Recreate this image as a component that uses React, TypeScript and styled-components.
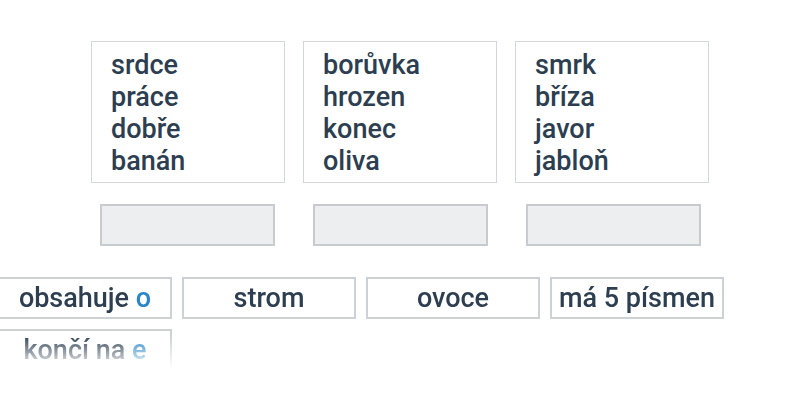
import React from "react";
import styled, { createGlobalStyle } from "styled-components";

const Global = createGlobalStyle`
  html, body { margin: 0; padding: 0; background: #fff; }
  body { font-family: Roboto, "Noto Sans", sans-serif; color: #2c3e50; }
`;

const Page = styled.div`
  width: 800px;
  height: 400px;
  overflow: hidden;
  display: flex;
  flex-direction: column;
`;

const Groups = styled.div`
  display: grid;
  grid-template-columns: repeat(3, 194px);
  column-gap: 18px;
  padding: 41px 0 0 91px;
`;

const Column = styled.div`
  display: flex;
  flex-direction: column;
  align-items: center;
  gap: 21px;
`;

const Card = styled.div`
  box-sizing: border-box;
  width: 194px;
  height: 142px;
  border: 1px solid #d3d7db;
  padding: 7px 0 0 19px;
  display: flex;
  flex-direction: column;
`;

const Word = styled.div`
  font-size: 27px;
  font-weight: 500;
  line-height: 32px;
  color: #2c3e50;
`;

const Slot = styled.div<{ $shift: number }>`
  box-sizing: border-box;
  width: 175px;
  height: 42px;
  background: #eceef0;
  border: 2px solid #c7cbcf;
  margin-left: ${(p) => p.$shift}px;
`;

const Bay = styled.div`
  margin: 31px 0 0 -2px;
  width: 740px;
  height: 92px;
  overflow: hidden;
  display: flex;
  flex-wrap: wrap;
  gap: 10px;
  -webkit-mask-image: linear-gradient(to bottom, #000 0, #000 58px, transparent 92px);
  mask-image: linear-gradient(to bottom, #000 0, #000 58px, transparent 92px);
`;

const Chip = styled.div`
  box-sizing: border-box;
  width: 174px;
  height: 42px;
  border: 2px solid #ccd1d5;
  background: #fff;
  display: flex;
  align-items: center;
  justify-content: center;
  font-size: 27px;
  font-weight: 500;
  color: #2c3e50;
  white-space: nowrap;
  padding-bottom: 1px;
`;

const Accent = styled.span`
  color: #2a86c4;
`;

const groups = [
  ["srdce", "práce", "dobře", "banán"],
  ["borůvka", "hrozen", "konec", "oliva"],
  ["smrk", "bříza", "javor", "jabloň"],
];

const shifts = [-1, 1, 3];

export default function App() {
  return (
    <Page>
      <Global />
      <Groups>
        {groups.map((g, i) => (
          <Column key={i}>
            <Card>
              {g.map((w) => (
                <Word key={w}>{w}</Word>
              ))}
            </Card>
            <Slot $shift={shifts[i]} />
          </Column>
        ))}
      </Groups>
      <Bay>
        <Chip>
          obsahuje&nbsp;<Accent>o</Accent>
        </Chip>
        <Chip>strom</Chip>
        <Chip>ovoce</Chip>
        <Chip>má 5 písmen</Chip>
        <Chip>
          končí na&nbsp;<Accent>e</Accent>
        </Chip>
      </Bay>
    </Page>
  );
}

> _Exercise objective_
Leave the pictures out and copy the rest of the data exactly.

> _Written reply_
Recreate this image as a component that uses React, TypeScript and styled-components.
import React from "react";
import styled, { createGlobalStyle } from "styled-components";

const Global = createGlobalStyle`
  html, body { margin: 0; padding: 0; background: #fff; }
  body { font-family: Roboto, "Noto Sans", sans-serif; color: #2c3e50; }
`;

const Page = styled.div`
  width: 800px;
  height: 400px;
  overflow: hidden;
  display: flex;
  flex-direction: column;
`;

const Groups = styled.div`
  display: grid;
  grid-template-columns: repeat(3, 194px);
  column-gap: 18px;
  padding: 41px 0 0 91px;
`;

const Column = styled.div`
  display: flex;
  flex-direction: column;
  align-items: center;
  gap: 21px;
`;

const Card = styled.div`
  box-sizing: border-box;
  width: 194px;
  height: 142px;
  border: 1px solid #d3d7db;
  padding: 7px 0 0 19px;
  display: flex;
  flex-direction: column;
`;

const Word = styled.div`
  font-size: 27px;
  font-weight: 500;
  line-height: 32px;
  color: #2c3e50;
`;

const Slot = styled.div<{ $shift: number }>`
  box-sizing: border-box;
  width: 175px;
  height: 42px;
  background: #eceef0;
  border: 2px solid #c7cbcf;
  margin-left: ${(p) => p.$shift}px;
`;

const Bay = styled.div`
  margin: 31px 0 0 -2px;
  width: 740px;
  height: 92px;
  overflow: hidden;
  display: flex;
  flex-wrap: wrap;
  gap: 10px;
  -webkit-mask-image: linear-gradient(to bottom, #000 0, #000 58px, transparent 92px);
  mask-image: linear-gradient(to bottom, #000 0, #000 58px, transparent 92px);
`;

const Chip = styled.div`
  box-sizing: border-box;
  width: 174px;
  height: 42px;
  border: 2px solid #ccd1d5;
  background: #fff;
  display: flex;
  align-items: center;
  justify-content: center;
  font-size: 27px;
  font-weight: 500;
  color: #2c3e50;
  white-space: nowrap;
  padding-bottom: 1px;
`;

const Accent = styled.span`
  color: #2a86c4;
`;

const groups = [
  ["srdce", "práce", "dobře", "banán"],
  ["borůvka", "hrozen", "konec", "oliva"],
  ["smrk", "bříza", "javor", "jabloň"],
];

const shifts = [-1, 1, 3];

export default function App() {
  return (
    <Page>
      <Global />
      <Groups>
        {groups.map((g, i) => (
          <Column key={i}>
            <Card>
              {g.map((w) => (
                <Word key={w}>{w}</Word>
              ))}
            </Card>
            <Slot $shift={shifts[i]} />
          </Column>
        ))}
      </Groups>
      <Bay>
        <Chip>
          obsahuje&nbsp;<Accent>o</Accent>
        </Chip>
        <Chip>strom</Chip>
        <Chip>ovoce</Chip>
        <Chip>má 5 písmen</Chip>
        <Chip>
          končí na&nbsp;<Accent>e</Accent>
        </Chip>
      </Bay>
    </Page>
  );
}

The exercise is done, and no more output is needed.